Multiscale modelling approach for simulating low velocity impact tests of aramid-epoxy composite with nanofillers

Abstract

The addition of nanofillers to composites has attracted great attention since it adds multifunctional potential. However, the presence of nanofillers inside a composite may cause a more complex response in many situations, e.g. damage accumulation processes, and this response poses extra challenges in the development of reliable numerical approaches. In this work, a three-step multiscale modelling strategy was used to investigate the mechanical properties and damage accumulation of plain-weave aramid-epoxy composites with hybrid nanofillers (carbon nanotubes and graphene nanoplatelets). First, the mean-field method was employed in a microscale model to provide the elastic modulus of the matrix with nanofillers inside. The mechanical properties of such a matrix were then used to predict the global mechanical properties of aramid-epoxy composite using mesoscale models.
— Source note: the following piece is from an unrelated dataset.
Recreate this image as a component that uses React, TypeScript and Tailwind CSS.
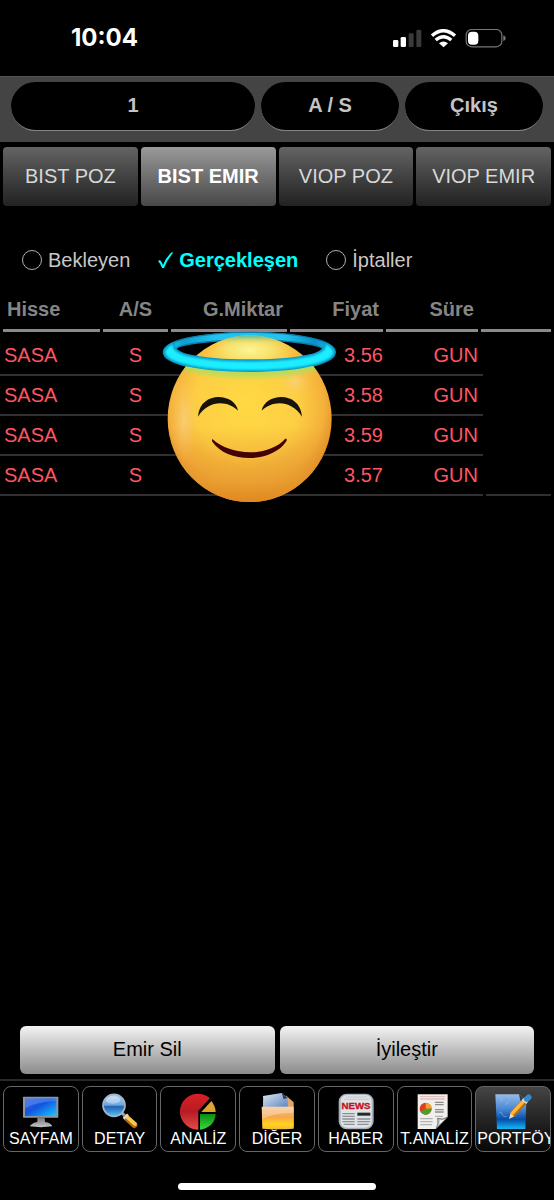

Finally, those predictions were added as input to a homogeneous material model used to replicate a more complex loading condition (low-velocity tests), for which the direct use of the mesoscale approach is not feasible. In the latter, the mechanical properties of aramid-epoxy composite with nanofillers have been modelled using MAT_162 in LS-DYNA. The agreement between the experiments and simulations with regards to the loading curves and damage phenomena can thus validate the presented approach. In addition, the effect of nanofillers on the mechanical properties and damage evolution of the woven composites in low-velocity impact has been discussed. Finally, the present work can be helpful to improve the awareness in the design of innovative materials by means of predictive modelling approaches.